◆ **What to produce**
Bring together all lines of the material below that contain the string "this".
* start Material supplied *
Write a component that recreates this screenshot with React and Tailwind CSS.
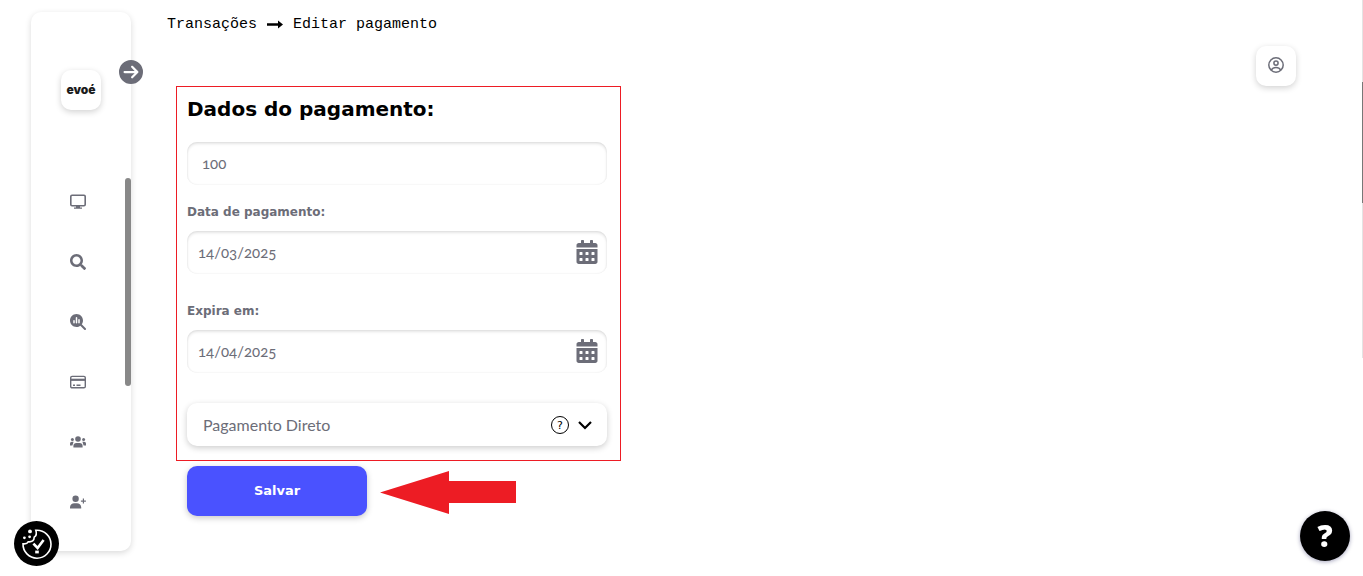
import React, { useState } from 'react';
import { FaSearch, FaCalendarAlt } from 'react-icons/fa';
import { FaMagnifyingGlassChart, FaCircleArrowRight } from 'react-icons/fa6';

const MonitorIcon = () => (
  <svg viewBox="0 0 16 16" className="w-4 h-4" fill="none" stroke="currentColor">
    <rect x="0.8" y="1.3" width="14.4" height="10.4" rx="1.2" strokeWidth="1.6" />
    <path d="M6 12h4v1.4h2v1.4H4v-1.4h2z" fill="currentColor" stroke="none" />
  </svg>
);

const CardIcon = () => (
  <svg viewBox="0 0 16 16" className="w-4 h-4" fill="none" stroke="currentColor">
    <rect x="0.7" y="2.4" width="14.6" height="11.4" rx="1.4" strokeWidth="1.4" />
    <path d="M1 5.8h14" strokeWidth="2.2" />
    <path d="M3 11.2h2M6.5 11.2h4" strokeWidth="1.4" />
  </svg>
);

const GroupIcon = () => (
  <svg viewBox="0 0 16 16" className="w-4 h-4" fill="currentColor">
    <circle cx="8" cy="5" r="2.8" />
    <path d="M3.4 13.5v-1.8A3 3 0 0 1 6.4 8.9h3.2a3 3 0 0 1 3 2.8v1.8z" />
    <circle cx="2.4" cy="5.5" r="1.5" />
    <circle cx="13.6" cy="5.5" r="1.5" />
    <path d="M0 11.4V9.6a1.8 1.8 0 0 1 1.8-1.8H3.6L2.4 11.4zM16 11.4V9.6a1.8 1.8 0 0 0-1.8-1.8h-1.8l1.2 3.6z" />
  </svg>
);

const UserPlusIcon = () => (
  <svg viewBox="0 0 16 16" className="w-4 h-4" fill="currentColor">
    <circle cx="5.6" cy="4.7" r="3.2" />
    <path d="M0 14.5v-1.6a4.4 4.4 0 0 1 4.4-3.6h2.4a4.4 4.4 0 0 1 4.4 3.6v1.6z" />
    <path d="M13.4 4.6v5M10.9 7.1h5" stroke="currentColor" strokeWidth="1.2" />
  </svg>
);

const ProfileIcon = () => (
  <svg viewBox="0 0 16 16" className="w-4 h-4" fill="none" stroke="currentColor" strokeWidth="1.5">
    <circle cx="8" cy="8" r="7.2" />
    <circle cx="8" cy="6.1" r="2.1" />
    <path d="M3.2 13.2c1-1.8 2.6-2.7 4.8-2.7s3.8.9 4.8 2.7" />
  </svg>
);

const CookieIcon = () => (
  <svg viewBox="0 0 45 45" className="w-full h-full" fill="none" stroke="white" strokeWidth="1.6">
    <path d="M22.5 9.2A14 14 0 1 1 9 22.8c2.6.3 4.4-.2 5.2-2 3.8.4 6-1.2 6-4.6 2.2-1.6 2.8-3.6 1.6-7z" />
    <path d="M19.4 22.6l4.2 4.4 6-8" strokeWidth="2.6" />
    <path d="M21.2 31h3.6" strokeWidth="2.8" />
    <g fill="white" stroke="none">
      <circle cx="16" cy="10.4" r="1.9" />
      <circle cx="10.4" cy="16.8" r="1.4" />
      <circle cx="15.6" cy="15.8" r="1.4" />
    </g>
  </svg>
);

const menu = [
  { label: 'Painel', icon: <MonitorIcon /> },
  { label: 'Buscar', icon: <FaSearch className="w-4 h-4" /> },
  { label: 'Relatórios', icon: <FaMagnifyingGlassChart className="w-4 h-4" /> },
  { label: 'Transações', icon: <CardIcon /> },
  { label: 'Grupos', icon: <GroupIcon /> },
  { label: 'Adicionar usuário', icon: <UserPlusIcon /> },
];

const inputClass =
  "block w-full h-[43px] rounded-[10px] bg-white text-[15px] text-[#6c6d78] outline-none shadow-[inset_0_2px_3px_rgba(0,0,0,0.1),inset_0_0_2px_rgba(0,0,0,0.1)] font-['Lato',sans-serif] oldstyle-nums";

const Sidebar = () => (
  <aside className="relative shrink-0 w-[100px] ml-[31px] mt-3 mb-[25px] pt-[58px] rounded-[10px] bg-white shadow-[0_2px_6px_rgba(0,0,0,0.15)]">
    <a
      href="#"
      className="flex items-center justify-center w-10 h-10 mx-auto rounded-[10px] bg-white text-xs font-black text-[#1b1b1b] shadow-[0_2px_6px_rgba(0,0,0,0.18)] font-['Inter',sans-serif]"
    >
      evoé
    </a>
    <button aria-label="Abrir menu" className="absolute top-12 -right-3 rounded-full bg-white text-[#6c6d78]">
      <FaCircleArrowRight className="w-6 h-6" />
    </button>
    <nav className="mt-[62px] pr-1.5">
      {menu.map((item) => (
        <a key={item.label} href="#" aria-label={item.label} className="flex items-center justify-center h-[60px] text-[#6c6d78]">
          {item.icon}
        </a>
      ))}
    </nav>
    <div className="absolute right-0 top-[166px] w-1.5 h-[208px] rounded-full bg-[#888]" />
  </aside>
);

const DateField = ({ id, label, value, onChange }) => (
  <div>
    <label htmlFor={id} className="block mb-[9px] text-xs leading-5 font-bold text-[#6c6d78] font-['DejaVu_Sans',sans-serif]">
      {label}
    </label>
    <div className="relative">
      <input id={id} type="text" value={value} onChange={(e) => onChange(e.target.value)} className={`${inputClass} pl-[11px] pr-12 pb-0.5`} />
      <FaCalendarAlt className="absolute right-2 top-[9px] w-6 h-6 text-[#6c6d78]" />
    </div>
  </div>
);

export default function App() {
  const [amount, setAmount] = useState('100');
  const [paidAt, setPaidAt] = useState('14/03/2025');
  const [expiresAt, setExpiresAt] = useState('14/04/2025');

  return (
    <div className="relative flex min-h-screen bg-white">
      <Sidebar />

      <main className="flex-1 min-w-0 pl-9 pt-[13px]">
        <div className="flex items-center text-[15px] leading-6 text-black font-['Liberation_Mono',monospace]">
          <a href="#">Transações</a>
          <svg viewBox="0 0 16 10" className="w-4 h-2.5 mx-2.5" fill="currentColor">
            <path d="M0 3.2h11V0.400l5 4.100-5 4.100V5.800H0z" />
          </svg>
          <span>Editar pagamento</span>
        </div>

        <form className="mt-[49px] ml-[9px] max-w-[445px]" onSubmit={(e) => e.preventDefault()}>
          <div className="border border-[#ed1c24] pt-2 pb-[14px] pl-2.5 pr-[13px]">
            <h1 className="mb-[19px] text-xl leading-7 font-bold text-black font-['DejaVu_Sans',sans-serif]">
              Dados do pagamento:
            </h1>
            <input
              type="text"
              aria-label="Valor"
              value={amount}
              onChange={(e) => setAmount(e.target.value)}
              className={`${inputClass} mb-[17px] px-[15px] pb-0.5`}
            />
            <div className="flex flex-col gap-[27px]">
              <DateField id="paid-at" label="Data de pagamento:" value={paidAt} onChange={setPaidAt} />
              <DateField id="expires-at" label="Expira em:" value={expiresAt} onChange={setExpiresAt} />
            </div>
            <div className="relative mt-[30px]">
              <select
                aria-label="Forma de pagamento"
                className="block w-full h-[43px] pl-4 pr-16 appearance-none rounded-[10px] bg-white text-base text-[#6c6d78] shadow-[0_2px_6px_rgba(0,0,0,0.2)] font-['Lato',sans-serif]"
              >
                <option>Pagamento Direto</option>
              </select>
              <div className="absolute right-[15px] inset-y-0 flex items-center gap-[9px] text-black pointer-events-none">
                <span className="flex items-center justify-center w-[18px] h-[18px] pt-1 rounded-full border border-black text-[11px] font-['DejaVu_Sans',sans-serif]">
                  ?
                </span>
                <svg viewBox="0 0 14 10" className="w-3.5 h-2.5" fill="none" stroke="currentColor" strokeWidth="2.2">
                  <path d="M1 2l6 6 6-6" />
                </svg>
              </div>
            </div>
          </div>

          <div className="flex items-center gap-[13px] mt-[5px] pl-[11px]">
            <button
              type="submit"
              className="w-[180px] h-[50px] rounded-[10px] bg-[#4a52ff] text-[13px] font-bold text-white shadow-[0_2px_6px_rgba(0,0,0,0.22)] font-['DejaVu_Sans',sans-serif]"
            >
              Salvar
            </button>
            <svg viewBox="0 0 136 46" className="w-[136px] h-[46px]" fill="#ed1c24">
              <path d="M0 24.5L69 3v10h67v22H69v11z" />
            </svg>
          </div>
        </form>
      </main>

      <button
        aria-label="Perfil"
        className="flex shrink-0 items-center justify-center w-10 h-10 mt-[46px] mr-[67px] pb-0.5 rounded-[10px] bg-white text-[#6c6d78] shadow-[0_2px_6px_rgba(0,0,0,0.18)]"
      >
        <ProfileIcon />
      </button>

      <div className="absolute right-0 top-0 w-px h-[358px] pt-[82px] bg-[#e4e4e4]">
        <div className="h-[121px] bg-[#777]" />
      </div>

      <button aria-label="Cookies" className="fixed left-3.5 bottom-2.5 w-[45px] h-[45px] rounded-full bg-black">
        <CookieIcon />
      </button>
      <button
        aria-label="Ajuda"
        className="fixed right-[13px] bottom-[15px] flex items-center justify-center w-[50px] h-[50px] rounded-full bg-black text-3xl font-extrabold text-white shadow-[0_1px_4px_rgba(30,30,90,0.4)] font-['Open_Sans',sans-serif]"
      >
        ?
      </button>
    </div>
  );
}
* end Material supplied *
* start Material supplied *
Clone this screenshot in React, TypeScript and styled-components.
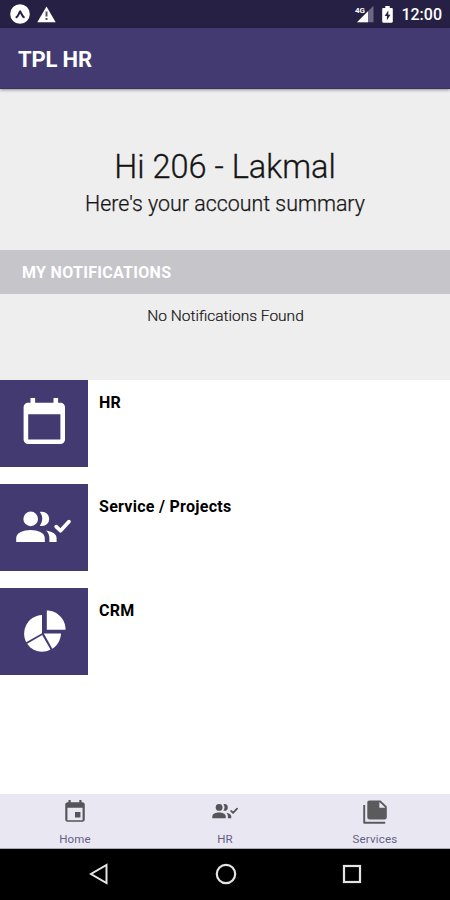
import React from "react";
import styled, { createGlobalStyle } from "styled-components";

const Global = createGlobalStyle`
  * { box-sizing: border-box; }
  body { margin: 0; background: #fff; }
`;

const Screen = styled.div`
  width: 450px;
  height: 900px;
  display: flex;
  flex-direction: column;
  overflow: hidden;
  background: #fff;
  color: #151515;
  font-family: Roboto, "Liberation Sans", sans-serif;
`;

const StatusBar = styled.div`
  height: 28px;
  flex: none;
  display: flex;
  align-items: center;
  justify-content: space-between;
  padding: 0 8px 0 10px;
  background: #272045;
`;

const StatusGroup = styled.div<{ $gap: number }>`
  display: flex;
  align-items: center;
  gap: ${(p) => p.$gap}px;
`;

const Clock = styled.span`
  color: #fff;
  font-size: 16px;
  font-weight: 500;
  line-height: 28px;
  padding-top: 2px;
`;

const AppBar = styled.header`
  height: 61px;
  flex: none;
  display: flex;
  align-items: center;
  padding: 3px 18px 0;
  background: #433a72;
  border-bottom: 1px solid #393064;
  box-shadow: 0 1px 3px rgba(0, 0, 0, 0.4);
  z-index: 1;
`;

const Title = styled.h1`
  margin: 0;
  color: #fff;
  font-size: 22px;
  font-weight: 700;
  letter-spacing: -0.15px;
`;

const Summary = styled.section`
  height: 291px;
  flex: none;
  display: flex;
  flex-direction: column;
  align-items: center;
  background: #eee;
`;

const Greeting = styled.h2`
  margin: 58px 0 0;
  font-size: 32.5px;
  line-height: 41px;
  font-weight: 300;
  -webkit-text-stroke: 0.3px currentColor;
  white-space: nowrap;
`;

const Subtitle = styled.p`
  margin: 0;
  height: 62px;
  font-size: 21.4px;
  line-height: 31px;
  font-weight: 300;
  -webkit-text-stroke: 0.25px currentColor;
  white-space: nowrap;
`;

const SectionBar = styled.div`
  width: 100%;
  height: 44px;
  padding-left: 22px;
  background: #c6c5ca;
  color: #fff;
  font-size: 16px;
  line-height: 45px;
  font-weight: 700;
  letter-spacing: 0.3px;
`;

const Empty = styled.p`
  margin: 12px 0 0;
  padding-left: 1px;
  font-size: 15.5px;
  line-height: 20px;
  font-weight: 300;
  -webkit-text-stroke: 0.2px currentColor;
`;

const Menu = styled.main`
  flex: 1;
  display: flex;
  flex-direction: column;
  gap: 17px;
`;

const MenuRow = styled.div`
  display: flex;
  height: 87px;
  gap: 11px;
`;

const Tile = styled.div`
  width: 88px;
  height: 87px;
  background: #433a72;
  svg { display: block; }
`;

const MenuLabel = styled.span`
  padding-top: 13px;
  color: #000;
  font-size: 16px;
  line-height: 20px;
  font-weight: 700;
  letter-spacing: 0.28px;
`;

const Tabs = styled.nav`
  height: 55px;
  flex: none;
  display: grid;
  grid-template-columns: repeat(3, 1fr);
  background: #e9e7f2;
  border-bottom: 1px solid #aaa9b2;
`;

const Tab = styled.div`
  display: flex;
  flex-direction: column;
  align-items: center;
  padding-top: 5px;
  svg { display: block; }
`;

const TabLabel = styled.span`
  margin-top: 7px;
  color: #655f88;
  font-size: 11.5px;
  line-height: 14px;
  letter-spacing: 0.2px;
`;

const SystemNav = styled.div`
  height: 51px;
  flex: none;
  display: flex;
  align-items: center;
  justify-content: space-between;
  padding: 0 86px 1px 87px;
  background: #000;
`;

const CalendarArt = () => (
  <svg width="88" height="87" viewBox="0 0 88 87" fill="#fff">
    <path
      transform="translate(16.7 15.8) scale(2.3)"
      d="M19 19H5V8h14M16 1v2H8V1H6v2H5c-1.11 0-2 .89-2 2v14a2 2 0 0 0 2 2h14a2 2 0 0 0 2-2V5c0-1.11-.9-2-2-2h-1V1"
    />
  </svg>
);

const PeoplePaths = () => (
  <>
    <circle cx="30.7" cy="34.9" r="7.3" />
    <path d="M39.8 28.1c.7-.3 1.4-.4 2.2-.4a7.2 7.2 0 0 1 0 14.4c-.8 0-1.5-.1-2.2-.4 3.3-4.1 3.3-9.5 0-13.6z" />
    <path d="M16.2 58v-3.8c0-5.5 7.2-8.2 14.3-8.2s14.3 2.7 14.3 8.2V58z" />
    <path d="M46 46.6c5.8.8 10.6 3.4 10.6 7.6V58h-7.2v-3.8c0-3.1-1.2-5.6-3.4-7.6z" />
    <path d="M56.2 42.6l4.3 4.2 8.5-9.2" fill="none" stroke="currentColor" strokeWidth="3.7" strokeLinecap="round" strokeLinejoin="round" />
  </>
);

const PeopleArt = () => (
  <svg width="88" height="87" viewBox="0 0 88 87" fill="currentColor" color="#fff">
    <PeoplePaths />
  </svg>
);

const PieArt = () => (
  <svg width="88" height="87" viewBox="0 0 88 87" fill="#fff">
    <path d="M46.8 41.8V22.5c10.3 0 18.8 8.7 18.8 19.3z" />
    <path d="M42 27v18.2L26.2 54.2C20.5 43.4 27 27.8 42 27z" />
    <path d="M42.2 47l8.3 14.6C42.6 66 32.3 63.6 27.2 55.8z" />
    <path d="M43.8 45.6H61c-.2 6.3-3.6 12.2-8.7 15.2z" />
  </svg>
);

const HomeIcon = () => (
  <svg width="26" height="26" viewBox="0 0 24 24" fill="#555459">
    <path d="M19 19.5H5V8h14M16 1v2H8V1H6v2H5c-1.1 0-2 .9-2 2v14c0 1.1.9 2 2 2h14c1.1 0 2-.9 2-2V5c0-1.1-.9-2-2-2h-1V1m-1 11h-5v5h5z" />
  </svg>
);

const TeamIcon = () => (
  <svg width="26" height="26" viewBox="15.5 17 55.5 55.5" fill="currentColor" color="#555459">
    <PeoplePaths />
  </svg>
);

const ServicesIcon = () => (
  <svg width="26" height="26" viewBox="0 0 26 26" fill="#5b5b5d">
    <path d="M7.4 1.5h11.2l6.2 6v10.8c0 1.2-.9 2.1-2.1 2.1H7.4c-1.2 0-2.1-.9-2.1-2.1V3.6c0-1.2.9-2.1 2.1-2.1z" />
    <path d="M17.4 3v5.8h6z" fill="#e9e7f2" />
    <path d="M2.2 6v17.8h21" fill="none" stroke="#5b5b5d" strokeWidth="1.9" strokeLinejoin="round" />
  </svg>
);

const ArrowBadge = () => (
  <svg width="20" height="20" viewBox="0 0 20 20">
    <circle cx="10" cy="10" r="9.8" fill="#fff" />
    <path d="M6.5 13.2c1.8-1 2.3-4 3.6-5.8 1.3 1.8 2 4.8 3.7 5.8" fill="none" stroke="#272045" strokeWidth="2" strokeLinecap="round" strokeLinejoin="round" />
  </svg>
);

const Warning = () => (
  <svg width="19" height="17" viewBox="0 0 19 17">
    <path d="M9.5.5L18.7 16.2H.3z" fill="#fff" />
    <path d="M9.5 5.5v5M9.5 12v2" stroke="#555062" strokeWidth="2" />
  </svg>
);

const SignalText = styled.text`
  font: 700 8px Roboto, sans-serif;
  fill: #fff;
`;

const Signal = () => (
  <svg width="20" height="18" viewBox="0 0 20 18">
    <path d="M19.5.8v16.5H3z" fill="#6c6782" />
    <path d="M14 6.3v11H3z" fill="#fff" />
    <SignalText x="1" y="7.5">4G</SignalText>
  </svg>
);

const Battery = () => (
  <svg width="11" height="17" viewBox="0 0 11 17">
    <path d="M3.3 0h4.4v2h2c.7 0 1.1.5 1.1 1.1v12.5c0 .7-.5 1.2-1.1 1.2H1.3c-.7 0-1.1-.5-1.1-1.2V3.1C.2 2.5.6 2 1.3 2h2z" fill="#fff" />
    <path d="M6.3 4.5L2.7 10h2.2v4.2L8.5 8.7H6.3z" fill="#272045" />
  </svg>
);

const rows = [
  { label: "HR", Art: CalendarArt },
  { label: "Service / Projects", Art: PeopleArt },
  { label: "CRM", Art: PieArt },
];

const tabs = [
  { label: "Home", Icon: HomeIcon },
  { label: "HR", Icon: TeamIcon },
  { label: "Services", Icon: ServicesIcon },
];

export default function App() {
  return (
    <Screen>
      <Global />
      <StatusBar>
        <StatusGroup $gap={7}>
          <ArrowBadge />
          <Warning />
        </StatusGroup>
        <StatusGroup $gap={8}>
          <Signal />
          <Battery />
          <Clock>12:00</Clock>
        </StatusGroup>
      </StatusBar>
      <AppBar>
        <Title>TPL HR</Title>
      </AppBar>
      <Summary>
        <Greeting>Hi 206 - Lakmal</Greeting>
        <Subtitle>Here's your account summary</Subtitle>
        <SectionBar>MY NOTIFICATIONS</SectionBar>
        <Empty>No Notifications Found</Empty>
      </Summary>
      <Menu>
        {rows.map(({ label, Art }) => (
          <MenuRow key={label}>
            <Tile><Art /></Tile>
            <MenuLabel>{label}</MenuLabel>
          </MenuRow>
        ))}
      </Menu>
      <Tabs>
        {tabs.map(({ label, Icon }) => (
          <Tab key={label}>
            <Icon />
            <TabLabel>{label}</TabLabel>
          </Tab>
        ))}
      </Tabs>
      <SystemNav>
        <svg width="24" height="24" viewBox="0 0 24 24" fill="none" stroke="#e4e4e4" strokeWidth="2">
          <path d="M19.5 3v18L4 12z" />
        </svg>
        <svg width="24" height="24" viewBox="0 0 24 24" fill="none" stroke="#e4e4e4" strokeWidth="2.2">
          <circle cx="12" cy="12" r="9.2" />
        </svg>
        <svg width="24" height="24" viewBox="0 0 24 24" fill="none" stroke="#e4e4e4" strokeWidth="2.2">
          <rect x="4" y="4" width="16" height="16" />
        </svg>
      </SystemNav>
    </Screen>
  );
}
* end Material supplied *
◆ **Task answer**
Write a component that recreates this screenshot with React and Tailwind CSS.
Clone this screenshot in React, TypeScript and styled-components.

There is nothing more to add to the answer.